Flourtown: There was a flour mill there back in the day.

Yardley: Named for Quaker minister William Yardley, who bought 500 acres of land there from William Penn in 1682. Yardley, his wife and their three sons were all wiped out in two subsequent smallpox epidemics.

Oreland: Named for the ore and lime deposits found near there; in the 1690s, William Penn ordered the Limekiln Pike, one of the area’s first roads, built from Thomas Kirkpatrick’s, well, limekiln there to the Delaware River to facilitate commerce. Lime is a calcium-containing mineral used in creating cement, concrete and mortar.

Audubon: Named in 1899 for bird dude John James Audubon, who had a house at Mill Grove earlier that century.

Collegeville: The name actually predates Ursinus College, which was founded there in 1869; the town was named for the Pennsylvania Female College, a four-year liberal arts institution that closed in 1880.

Lionville: It couldn’t be named Red Lion for the local inn, since there was already a Red Lion in York County, named for its local inn. So it got stuck with just Lionville. Why so many Red Lion Inns? It’s said to be the most common name for a pub in the U.K. and refers to the heraldic Red Lion of Scotland.

Exton: Though it’s probably named after one of the several towns of Exton in the U.K., we prefer the rumor that the town, located where Route 100 and Route 30 cross, was named for the X that intersection forms on a map.

Haddonfield and Haddon Township: Both named for Elizabeth Haddon, an unmarried Englishwoman who set sail for America in 1701, at age 21, when her father became too ill to travel to the 500 acres of land in Gloucester County that he had purchased but had to take possession of in person within six months.

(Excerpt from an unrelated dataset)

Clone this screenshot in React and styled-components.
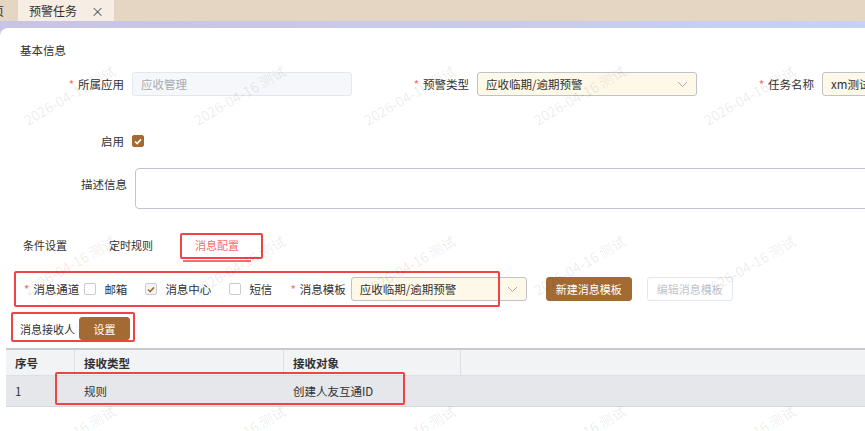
import React from 'react';
import styled, { createGlobalStyle } from 'styled-components';

const BROWN = '#a36b33';
const RED = '#f56c6c';

const GlobalStyle = createGlobalStyle`
  body {
    margin: 0;
    background: #fff;
    font-family: "Noto Sans CJK SC", "Noto Sans", sans-serif;
    color: #303133;
  }
`;

function Chevron() {
  return (
    <svg width="11" height="7" viewBox="0 0 11 7">
      <polyline points="1,1 5.5,5.5 10,1" fill="none" stroke="#a8abb2" strokeWidth="1" />
    </svg>
  );
}

function Tick({ color }) {
  return (
    <svg width="8" height="7" viewBox="0 0 8 7">
      <polyline points="1,3.5 3.2,5.6 7,1.4" fill="none" stroke={color} strokeWidth="1.6" />
    </svg>
  );
}

const marks = Array.from({ length: 18 });

export default function App() {
  return (
    <Page>
      <GlobalStyle />
      <TabBar>
        <PageTab $cut>首页</PageTab>
        <PageTab $active>
          预警任务
          <Close>×</Close>
        </PageTab>
      </TabBar>
      <Strip>
        <Panel>
          <SectionTitle>基本信息</SectionTitle>

          <FormRow $top={14}>
            <FormItem>
              <Label>
                <Star>*</Star>所属应用
              </Label>
              <Field $variant="disabled">应收管理</Field>
            </FormItem>
            <FormItem>
              <Label>
                <Star>*</Star>预警类型
              </Label>
              <Field $variant="cream">
                应收临期/逾期预警
                <Chevron />
              </Field>
            </FormItem>
            <FormItem>
              <Label>
                <Star>*</Star>任务名称
              </Label>
              <Field $variant="cream">xm测试预警任务</Field>
            </FormItem>
          </FormRow>

          <FormRow $top={33}>
            <FormItem>
              <Label>启用</Label>
              <CheckBox $filled>
                <Tick color="#fff" />
              </CheckBox>
            </FormItem>
          </FormRow>

          <FormRow $top={15} $align="flex-start">
            <Label $width={128} $pad={8}>
              描述信息
            </Label>
            <TextArea />
          </FormRow>

          <TabsRow>
            <Tab>条件设置</Tab>
            <Tab>定时规则</Tab>
            <Tab $active>
              消息配置
              <Annotation $l={-3} $t={2} $w={83} $h={26} />
            </Tab>
          </TabsRow>

          <ChannelRow>
            <Annotation $l={14} $t={-6} $w={486} $h={36} />
            <InlineLabel>
              <Star>*</Star>消息通道
            </InlineLabel>
            <CheckItem>
              <CheckBox />
              邮箱
            </CheckItem>
            <CheckItem>
              <CheckBox $muted>
                <Tick color={BROWN} />
              </CheckBox>
              消息中心
            </CheckItem>
            <CheckItem>
              <CheckBox />
              短信
            </CheckItem>
            <InlineLabel>
              <Star>*</Star>消息模板
            </InlineLabel>
            <Field $variant="cream" $width={176}>
              应收临期/逾期预警
              <Chevron />
            </Field>
            <Button $gap={19}>新建消息模板</Button>
            <Button $gap={15} $ghost>
              编辑消息模板
            </Button>
          </ChannelRow>

          <ReceiverRow>
            <Annotation $l={11} $t={-5} $w={124} $h={30} />
            <ReceiverLabel>消息接收人</ReceiverLabel>
            <Button $width={51} $height={23}>
              设置
            </Button>
          </ReceiverRow>

          <Table>
            <GridRow>
              <HeadCell>序号</HeadCell>
              <HeadCell>接收类型</HeadCell>
              <HeadCell>接收对象</HeadCell>
              <HeadCell />
            </GridRow>
            <GridRow>
              <Annotation $l={49} $t={-4} $w={350} $h={33} />
              <BodyCell>1</BodyCell>
              <BodyCell>规则</BodyCell>
              <BodyCell>创建人友互通ID</BodyCell>
              <BodyCell />
            </GridRow>
          </Table>
        </Panel>
      </Strip>

      <Watermarks>
        {marks.map((_, i) => (
          <MarkCell key={i}>
            <Mark>2026-04-16 测试</Mark>
          </MarkCell>
        ))}
      </Watermarks>
    </Page>
  );
}

const Page = styled.div`
  position: relative;
  width: 865px;
  height: 431px;
  overflow: hidden;
`;

const TabBar = styled.div`
  display: flex;
  height: 21px;
  background: #e5d5c3;
`;

const PageTab = styled.div`
  display: flex;
  align-items: center;
  font-size: 12px;
  line-height: 21px;
  white-space: nowrap;
  color: #303133;
  margin-left: ${(p) => (p.$cut ? '-20px' : '0')};
  padding: ${(p) => (p.$cut ? '0 14px 0 0' : '0 10px 0 11px')};
  background: ${(p) => (p.$active ? '#f6eee5' : 'transparent')};
`;

const Close = styled.span`
  margin-left: 14px;
  font-size: 13px;
  color: #555;
`;

const Strip = styled.div`
  padding-top: 7px;
  background: linear-gradient(90deg, #c8c4e5, #c9cbea 60%, #c4d3f2);
`;

const Panel = styled.div`
  height: 403px;
  background: #fff;
  border-top-left-radius: 8px;
  overflow: hidden;
`;

const SectionTitle = styled.div`
  margin-top: 14px;
  padding-left: 20px;
  font-size: 11.5px;
  line-height: 16px;
  color: #303133;
`;

const FormRow = styled.div`
  display: flex;
  align-items: ${(p) => p.$align || 'center'};
  margin-top: ${(p) => p.$top}px;
  padding-left: 7px;
  min-height: 24px;
`;

const FormItem = styled.div`
  display: flex;
  align-items: center;
  flex: 0 0 345px;
  height: 24px;
`;

const Label = styled.div`
  flex: 0 0 ${(p) => p.$width || 125}px;
  box-sizing: border-box;
  padding-right: 8px;
  padding-top: ${(p) => p.$pad || 0}px;
  text-align: right;
  font-size: 11.5px;
  line-height: 16px;
  color: #303133;
  white-space: nowrap;
`;

const Star = styled.span`
  color: ${RED};
  margin-right: 4px;
`;

const fieldColors = {
  disabled: { bg: '#f5f7fa', border: '#e4e7ed', color: '#a8abb2' },
  cream: { bg: '#fdf8e7', border: '#bfc2c9', color: '#303133' },
};

const Field = styled.div`
  flex: 0 0 ${(p) => p.$width || 220}px;
  height: 24px;
  box-sizing: border-box;
  display: flex;
  align-items: center;
  justify-content: space-between;
  padding: 0 8px;
  border-radius: 3px;
  font-size: 11.5px;
  white-space: nowrap;
  overflow: hidden;
  background: ${(p) => fieldColors[p.$variant].bg};
  border: 1px solid ${(p) => fieldColors[p.$variant].border};
  color: ${(p) => fieldColors[p.$variant].color};
`;

const CheckBox = styled.span`
  flex: 0 0 12px;
  width: 12px;
  height: 12px;
  box-sizing: border-box;
  display: inline-flex;
  align-items: center;
  justify-content: center;
  border-radius: 2px;
  background: ${(p) => (p.$filled ? BROWN : p.$muted ? '#f4f4f5' : '#fff')};
  border: 1px solid ${(p) => (p.$filled ? BROWN : '#c8cbd1')};
`;

const TextArea = styled.div`
  flex: 0 0 800px;
  height: 41px;
  box-sizing: border-box;
  border: 1px solid #c0c4cc;
  border-radius: 4px;
`;

const TabsRow = styled.div`
  display: flex;
  gap: 18px;
  margin-top: 22px;
  padding-left: 11px;
`;

const Tab = styled.div`
  position: relative;
  width: 68px;
  height: 31px;
  box-sizing: border-box;
  padding-top: 6px;
  text-align: center;
  font-size: 11px;
  line-height: 16px;
  color: ${(p) => (p.$active ? RED : '#303133')};
  border-bottom: 2px solid ${(p) => (p.$active ? RED : 'transparent')};
`;

const Annotation = styled.span`
  position: absolute;
  left: ${(p) => p.$l}px;
  top: ${(p) => p.$t}px;
  width: ${(p) => p.$w}px;
  height: ${(p) => p.$h}px;
  box-sizing: border-box;
  border: 2px solid #ee4444;
  border-radius: 2px;
  pointer-events: none;
  z-index: 2;
`;

const ChannelRow = styled.div`
  position: relative;
  display: flex;
  align-items: center;
  height: 24px;
  margin-top: 15px;
  padding-left: 24px;
  font-size: 11.5px;
  white-space: nowrap;
`;

const InlineLabel = styled.span`
  margin-right: 5px;
  color: #303133;
`;

const CheckItem = styled.span`
  display: inline-flex;
  align-items: center;
  gap: 8px;
  margin-right: 18px;
  color: #303133;
`;

const Button = styled.button`
  flex: 0 0 auto;
  width: ${(p) => (p.$width ? `${p.$width}px` : 'auto')};
  height: ${(p) => p.$height || 24}px;
  margin-left: ${(p) => p.$gap || 0}px;
  padding: 0 9px;
  box-sizing: border-box;
  border-radius: 3px;
  font-family: inherit;
  font-size: 11px;
  white-space: nowrap;
  background: ${(p) => (p.$ghost ? '#fff' : BROWN)};
  color: ${(p) => (p.$ghost ? '#c0c4cc' : '#fff')};
  border: 1px solid ${(p) => (p.$ghost ? '#e4e7ed' : BROWN)};
`;

const ReceiverRow = styled.div`
  position: relative;
  display: flex;
  align-items: center;
  height: 23px;
  margin-top: 16px;
  padding-left: 20px;
`;

const ReceiverLabel = styled.span`
  margin-right: 4px;
  font-size: 11px;
  color: #303133;
`;

const Table = styled.div`
  margin: 8px 0 0 6px;
  width: 900px;
  border-top: 2px solid #c9cacd;
  font-size: 11.5px;
`;

const GridRow = styled.div`
  position: relative;
  display: grid;
  grid-template-columns: 69px 209px 177px 1fr;
`;

const HeadCell = styled.div`
  height: 26px;
  box-sizing: border-box;
  display: flex;
  align-items: center;
  padding-left: 9px;
  background: #f2f3f5;
  border-right: 1px solid #dcdfe6;
  border-bottom: 1px solid #dcdfe6;
  font-weight: 700;
  color: #303133;
`;

const BodyCell = styled.div`
  height: 31px;
  box-sizing: border-box;
  display: flex;
  align-items: center;
  padding-left: 9px;
  background: #e6e7eb;
  border-bottom: 1px solid #d6d8dd;
  color: #303133;
`;

const Watermarks = styled.div`
  position: absolute;
  left: -15px;
  top: 10px;
  display: grid;
  grid-template-columns: repeat(6, 170px);
  grid-auto-rows: 170px;
  pointer-events: none;
  z-index: 3;
`;

const MarkCell = styled.div`
  display: flex;
  align-items: center;
  justify-content: center;
`;

const Mark = styled.span`
  transform: rotate(-30deg);
  font-size: 14px;
  white-space: nowrap;
  color: rgba(0, 0, 0, 0.09);
`;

Blue Bell: Originally known as Pigeontown for the large flocks of (now extinct) passenger pigeons living there, it was renamed in 1840 after the local Blue Bell Inn. Too bad; “Pigeontown” sounds fun. Not to be confused with Lancaster County’s Blue Ball, also named for an inn and not an uncomfortable consequence of unfulfilled sexual arousal.

King of Prussia: Named for the King of Prussia Inn, which in turn was named to honor King Frederick the Great. One theory is that the inn, originally known as Berry’s, was renamed to convince Prussian soldiers fighting in the Revolutionary War to stick around afterward.